Before John Carter came to Barsoom, there was Gullivar Jones..

What They Say:
Before John Carter another earthman visited the Red planet: Lt. Gullivar Jones. Now these legendary warriors are brought together for the first time! When Lt. Guillivar Jones happens upon a mysterious old man with a beautiful carpet he soon finds himself transported through space and time to the planet Mars where he meets the beautiful Princess Hera and a ferocious tribe of Red Martians bent on capturing her!

The Review:
With the new theatrical movie just around the corner, it’s definitely a good time to launch a new book from the franchise. With the age of the novels and all that has come since, there’s certainly plenty to build on and work with, but I have to admit that other than reading some of the comics decades ago, I could never get into the whole thing. My attempts at the books ended in defeat as I simply found them unreadable. I like the concept and you definitely have to get into its mindset by putting it into context from the time it was created in order to be able to enjoy it. It’s a very different approach to science fiction but it plays to some fairly standard kinds of adventure styles of storytelling. That makes it accessible, even more so now that people are used to blue people in the movies, so red people should be a non-issue.

The narrative structure takes place in the present day of the franchise with John Carter talking with Princess Dejah about about her departed mother. That leads her to reveal a story from the past that she was sworn to secrecy about involving another Earthman that had come to Barsoom many years before Carter did. And it happened when her mother, Heru, had not yet met her father.

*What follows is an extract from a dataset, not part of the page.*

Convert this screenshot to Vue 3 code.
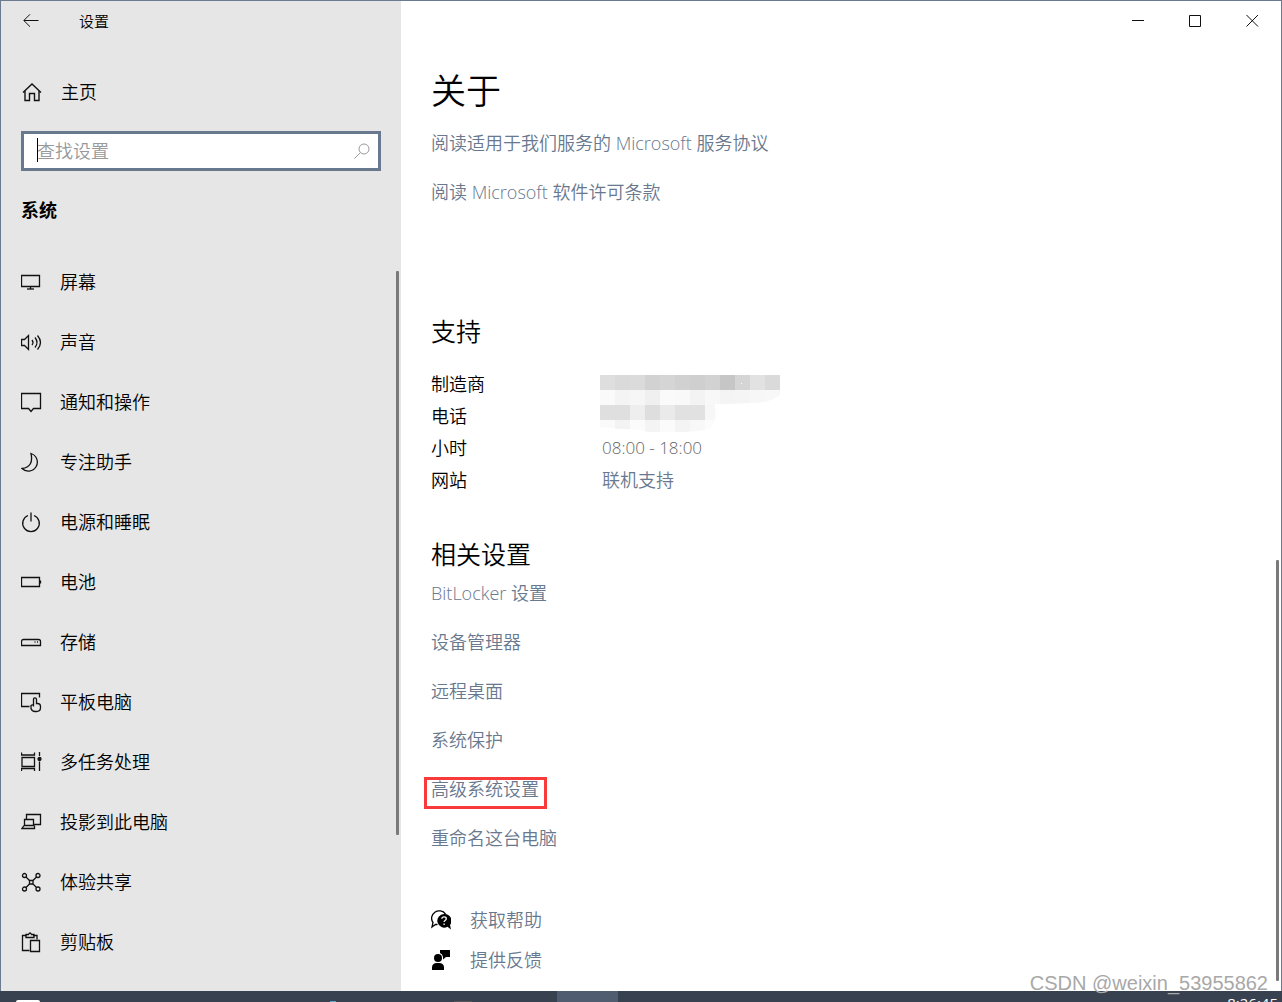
<script setup>
const navItems = [
  { id: 'display', label: '屏幕', paths: ['M.5 3.500h18v11h-18z', 'M9.500 15v2', 'M6 17h7'] },
  { id: 'sound', label: '声音', paths: ['M.5 7.500h3l4-4v14l-4-4h-3z', 'M11 8q2 2.500 0 5', 'M14 5.500q4 5 0 10', 'M16.500 3.500q6 7 0 14'] },
  { id: 'notice', label: '通知和操作', paths: ['M.5 1.500h19v15h-7l-2.500 3-2.500-3h-7z'] },
  { id: 'focus', label: '专注助手', paths: ['M10 1.500A9 9 0 1 1 1 16.500Q13 15 10 1.500z'] },
  { id: 'power', label: '电源和睡眠', paths: ['M7 3.500A8.300 8.300 0 1 0 13 3.500', 'M10 .5v9'] },
  { id: 'battery', label: '电池', paths: ['M.5 5.500h18v9h-18z', 'M19.500 8.500v3'] },
  { id: 'storage', label: '存储', paths: ['M2.500 7.500h15q2 0 2 2v4h-19v-4q0-2 2-2z', 'M13.500 10h1', 'M16 10h1'] },
  { id: 'tablet', label: '平板电脑', paths: ['M8.500 14.500h-8v-13h18v4', 'M12.500 14.500v-7q0-1.700 1.500-1.700t1.500 1.700v4h1q3 0 3 3v1q0 4-4 4h-1.500q-3 0-4-3v-3q1-1 2.500-.5'] },
  { id: 'multitask', label: '多任务处理', paths: ['M.5 .5v2.500h13v-2.500', 'M1 5.500h12.500v9h-12.500z', 'M.5 19v-2.500h13v2.500', 'M18.500 0v4', 'M18.500 9.500v9.500'], dot: true },
  { id: 'project', label: '投影到此电脑', paths: ['M5.500 7v-4.500h14v10h-6.500', 'M3.500 7.500h9v6h-9z', 'M3 13.500l-2 3h12.500v-3'] },
  { id: 'share', label: '体验共享', paths: ['M5 5l3.500 3.500M12 12l3.500 3.500M15.500 5l-3.500 3.500M8.500 12l-3.500 3.500', 'M8.500 8.500h3.500v3.500h-3.500z', 'M1.500 3.500a2 2 0 1 0 4 0a2 2 0 1 0-4 0', 'M15 3.500a2 2 0 1 0 4 0a2 2 0 1 0-4 0', 'M1.500 17a2 2 0 1 0 4 0a2 2 0 1 0-4 0', 'M15 17a2 2 0 1 0 4 0a2 2 0 1 0-4 0'] },
  { id: 'clipboard', label: '剪贴板', paths: ['M8.500 18.500h-7v-15h4M12 3.500h4v4', 'M5 5.500v-3h2.500q1.500-3 3 0h2.500v3z', 'M9.500 8.500h9v11h-9z'] },
]
const relatedLinks = ['BitLocker 设置', '设备管理器', '远程桌面', '系统保护', '高级系统设置', '重命名这台电脑']
const mosaic = [
  ['#dedede', '#dadada', '#dbdbdb', '#d2d2d2', '#d5d5d5', '#d1d1d1', '#cfcfcf', '#d2d2d2', '#c6c6c6', '#d5d5d5', '#e2e2e2', '#dadada'],
  ['#fafafa', '#f4f4f4', '#f6f6f6', '#f0f0f0', '#fafafa', '#f9f9f9', '#f3f3f3', '#f8f8f8', '#f4f4f4', '#f5f5f5', '#f7f7f7', '#f8f8f8'],
  ['#dfdfdf', '#dfdfdf', '#eeeeee', '#dedede', '#eaeaea', '#e1e1e1', '#e1e1e1', '#f7f7f7'],
  ['#fafafa', '#f3f3f3', '#fbfbfb', '#f4f4f4', '#fbfbfb', '#f4f4f4', '#f8f8f8', '#fcfcfc'],
]
</script>

<template>
  <div class="desktop">
    <div class="window">
      <aside class="sidebar">
        <header class="titlebar">
          <button class="back" type="button" aria-label="返回">
            <svg width="16" height="14" viewBox="0 0 16 14"><path d="M15.500 6.500H1M7 .3L.8 6.500 7 12.700" /></svg>
          </button>
          <span class="app-name">设置</span>
        </header>
        <a class="home" href="#home">
          <svg width="20" height="20" viewBox="0 0 20 20"><path d="M1 10.500L10 2l9 8.500M3 9v9.500h4.500v-7h5v7H17V9" /></svg>
          主页
        </a>
        <div class="search">
          <input type="text" placeholder="查找设置" aria-label="查找设置" />
          <span class="caret"></span>
          <svg width="16" height="16" viewBox="0 0 16 16"><circle cx="10" cy="6" r="5" /><path d="M6.500 9.500L.5 15.500" /></svg>
        </div>
        <h2 class="category">系统</h2>
        <nav>
          <a v-for="item in navItems" :key="item.id" :href="'#' + item.id">
            <svg width="21" height="21" viewBox="0 0 21 21">
              <path v-for="d in item.paths" :key="d" :d="d" />
              <circle v-if="item.dot" cx="18.500" cy="7" r="1.500" class="solid" />
            </svg>
            {{ item.label }}
          </a>
        </nav>
        <span class="thumb nav-thumb"></span>
      </aside>

      <main>
        <div class="controls">
          <button type="button" aria-label="最小化"><svg width="13" height="13" viewBox="0 0 13 13"><path d="M0 6.500h12" /></svg></button>
          <button type="button" aria-label="最大化"><svg width="13" height="13" viewBox="0 0 13 13"><path d="M.5 1.500h11v11h-11z" /></svg></button>
          <button type="button" aria-label="关闭"><svg width="13" height="13" viewBox="0 0 13 13"><path d="M.5 1l11.500 11.500M12 1L.5 12.500" /></svg></button>
        </div>
        <div class="content">
          <h1>关于</h1>
          <ul class="links">
            <li><a href="#service">阅读适用于我们服务的 Microsoft 服务协议</a></li>
            <li><a href="#license">阅读 Microsoft 软件许可条款</a></li>
          </ul>

          <h2 class="support-title">支持</h2>
          <table>
            <tbody>
              <tr>
                <th scope="row">制造商</th>
                <td class="masked" rowspan="2">
                  <svg width="180" height="57" viewBox="0 0 180 57" aria-hidden="true">
                    <clipPath id="masked-area"><path d="M0 0h180v20q-10 8-27 8-18 1-38 1v2q3 17-7 23-12 3-23 3H47q-5-3-28-3-10-2-19-2z" /></clipPath>
                    <g clip-path="url(#masked-area)">
                      <template v-for="(row, y) in mosaic" :key="y">
                        <rect v-for="(fill, x) in row" :key="x" :x="x * 15" :y="y * 15" width="15" height="15" :fill="fill" />
                      </template>
                      <rect x="141" y="8" width="1" height="1" fill="#fff" />
                    </g>
                  </svg>
                </td>
              </tr>
              <tr><th scope="row">电话</th></tr>
              <tr><th scope="row">小时</th><td class="hours">08:00 - 18:00</td></tr>
              <tr><th scope="row">网站</th><td><a href="#support">联机支持</a></td></tr>
            </tbody>
          </table>

          <h2 class="related-title">相关设置</h2>
          <ul class="links">
            <li v-for="link in relatedLinks" :key="link">
              <a :href="'#' + link" :class="{ marked: link === '高级系统设置' }">{{ link }}</a>
            </li>
          </ul>

          <div class="assist">
            <a href="#help">
              <svg width="20" height="20" viewBox="0 0 20 20">
                <path class="line" d="M6.500 14.500H4.500L1 17l1-4.500A7 6.800 0 1 1 14.500 4" />
                <path d="M13 4a6.800 6.800 0 1 0 3.500 12.700L20 19.500l-1-4.500A6.800 6.800 0 0 0 13 4z" />
                <path class="mark" d="M10.800 8.800q.2-2 2.300-2t2.200 1.800q0 1.200-1.200 1.900-1 .6-1 1.500M13.100 13.500v1.500" />
              </svg>
              获取帮助
            </a>
            <a href="#feedback">
              <svg width="20" height="20" viewBox="0 0 20 20">
                <circle cx="7" cy="8" r="4" />
                <path d="M1 20v-2.500q0-4.500 5-4.500h2q5 0 5 4.500V20zM9 0h10v7h-4l-3 2.500V7q-.5-3-3-4z" />
              </svg>
              提供反馈
            </a>
          </div>
        </div>
        <span class="thumb page-thumb"></span>
      </main>
    </div>
    <footer class="taskbar">
      <span class="start"></span>
      <span class="browser"></span>
      <span class="folder"></span>
      <span class="active"></span>
      <time>8:26:45</time>
    </footer>
    <span class="watermark">CSDN @weixin_53955862</span>
  </div>
</template>

<style>
body {
  margin: 0;
}
</style>

<style scoped>
* {
  box-sizing: border-box;
}
.desktop {
  position: relative;
  display: flex;
  flex-direction: column;
  min-height: 100vh;
  font-family: "Open Sans", "Noto Sans CJK SC", sans-serif;
  font-size: 18px;
  font-weight: 350;
  line-height: 24px;
  color: #000;
}
.window {
  flex: 1;
  display: flex;
  border: 1px solid #6b7a90;
  border-bottom: 0;
  background: #fff;
}
a {
  color: #68788e;
  text-decoration: none;
}
button {
  display: flex;
  align-items: center;
  justify-content: center;
  padding: 0;
  border: 0;
  background: none;
}
svg {
  flex: none;
  fill: none;
  stroke: #111;
}
h1,
h2 {
  margin: 0;
  font-weight: 350;
}
.sidebar {
  position: relative;
  flex: none;
  width: 400px;
  padding: 0 20px;
  background: #e6e6e6;
}
.titlebar {
  display: flex;
  align-items: center;
  height: 40px;
}
.back {
  width: 20px;
  height: 40px;
}
.app-name {
  margin-left: 38px;
  font-size: 15px;
}
.home {
  display: flex;
  align-items: center;
  gap: 19px;
  height: 40px;
  margin: 31px 0 19px;
  padding-left: 1px;
  color: #000;
}
.home svg {
  stroke-width: 1.4;
}
.search {
  position: relative;
  display: flex;
  align-items: center;
  height: 40px;
  padding-right: 8px;
  border: 3px solid #68788e;
  background: #fff;
}
.search input {
  flex: 1;
  min-width: 0;
  height: 34px;
  padding: 0 13px;
  border: 0;
  outline: 0;
  background: none;
  font: inherit;
}
.search input::placeholder {
  color: #999;
  opacity: 1;
}
.search svg {
  stroke: #999;
}
.caret {
  position: absolute;
  left: 13px;
  top: 4px;
  width: 1px;
  height: 24px;
  background: #000;
}
.category {
  margin: 19px 0 22px;
  font-size: 18px;
  line-height: 40px;
  font-weight: 700;
}
nav a {
  display: flex;
  align-items: center;
  gap: 18px;
  height: 60px;
  color: #000;
}
nav svg {
  stroke-width: 1.3;
}
.solid {
  fill: #111;
}
.thumb {
  position: absolute;
  border-radius: 1px;
  background: #7a7a7a;
}
.nav-thumb {
  top: 270px;
  right: 2px;
  width: 3px;
  height: 564px;
}
.page-thumb {
  top: 559px;
  right: 2px;
  bottom: 10px;
  width: 3px;
}
main {
  position: relative;
  flex: 1;
  min-width: 0;
}
.controls {
  display: flex;
  justify-content: flex-end;
}
.controls button {
  width: 57px;
  height: 39px;
}
.content {
  padding: 27px 30px 10px;
}
h1 {
  margin-bottom: 3px;
  font-size: 35px;
  line-height: 48px;
}
.content h2 {
  font-size: 25px;
  line-height: 32px;
}
.links {
  margin: 0;
  padding: 0;
  list-style: none;
}
.links li {
  display: flex;
  align-items: center;
  height: 49px;
}
.marked {
  position: relative;
}
.marked::after {
  content: "";
  position: absolute;
  inset: 0 -8px -8px -7px;
  border: 3px solid #f93a3a;
}
.content .support-title {
  margin: 99px 0 21px;
}
table {
  border-collapse: collapse;
}
tr {
  height: 32px;
}
th {
  width: 169px;
  padding: 0;
  font-weight: 350;
  text-align: left;
}
td {
  padding: 0 2px;
  color: #666;
}
.hours {
  font-size: 17px;
}
.masked {
  padding: 7px 0 0;
  vertical-align: top;
}
.masked svg {
  display: block;
  stroke: none;
}
.content .related-title {
  margin: 42px 0 -2px;
}
.assist {
  margin-top: 38px;
}
.assist a {
  display: flex;
  align-items: center;
  gap: 19px;
  height: 40px;
}
.assist svg {
  fill: #000;
  stroke: none;
}
.assist .line,
.assist .mark {
  fill: none;
  stroke: #000;
  stroke-width: 1.3;
}
.assist .mark {
  stroke: #fff;
}
.taskbar {
  display: flex;
  align-items: flex-end;
  height: 11px;
  padding-right: 4px;
  overflow: hidden;
  background: #38414f;
}
.start {
  width: 24px;
  height: 2px;
  margin-left: 16px;
  border-radius: 2px 2px 0 0;
  background: #fff;
}
.browser {
  width: 6px;
  height: 1px;
  margin-left: 290px;
  background: #5aa9c9;
}
.folder {
  width: 18px;
  height: 1px;
  margin-left: 118px;
  background: #555;
}
.active {
  width: 61px;
  height: 11px;
  margin-left: 85px;
  background: #505c6f;
}
time {
  align-self: flex-start;
  margin: 2px 0 0 auto;
  font-size: 15px;
  font-weight: 400;
  line-height: 20px;
  color: #fff;
}
.watermark {
  position: absolute;
  right: 14px;
  bottom: 7px;
  font: 20px/24px "Liberation Sans", sans-serif;
  color: #a8a8a8;
}
</style>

It goes back several years on Earth as well as it deals with Gullivar Jones, a young blonde man in the Navy who was angling for a promotion with money and rank so that he could properly get engaged with his girlfriend, Polly. His luck doesn’t go well there, but it changes when out of the blue, an old man literally drops on him out of the sky with a carpet. While the old man is dead, the carpet eventually gives him unexpected access to another world as he’s transported to Barsoom. With a mindset of wishing for adventure in a way that can’t happen in his own modern day, and events have conspired to give him just that.

Gullivar’s arrival on Barsoom quickly leads him to a lot of trouble but also a fair number of positives. The language problem is quickly overcome, but it’s when he gets accidentally involved in an incident that he gets to meet Heru and her own father, which earns him a feast in his honor for what he did. Jones is quickly drawn into things even though he’s quite different as they’re all curious about him and he established himself well. It’s all prelude to things becoming more dire of course, as Heru finds herself subject to a kidnapping, and it has a bit of old style charm about it. The book sets the basics up easily and throws us right into the set pieces with ease, moving us quickly from one to the next and providing some basic characterization along the way so we know who they all are. It doesn’t delve heavily into what life on Barsoom is like, but we get a few hints to the culture and a definite brewing romance between Jones and Heru in true classic form.

In Summary:
Going back to the stories involving the first man to go to Barsoom is an interesting choice at this stage with the new feature coming out for John Carter, but it provides a bit more material beyond the expected stuff out there involving the title character. But working with Gullivar Jones, we get a different kind of character involved in the world of Barsoom with some different sensibilities than Carter has. And it makes its own ties to the present continuity that Carter inhabits by having Dejah relate the tale of a passion her mother once shared many years ago that has been kept secret. It’s hard to imagine his existence in general being kept secret, but that’s the kind of thing you overlook for the bigger storyline here and the general adventure. And that’s what this is, far more than an early science fiction story, as Jones makes it clear he’s craving adventure and that’s exactly what’s being set up for him.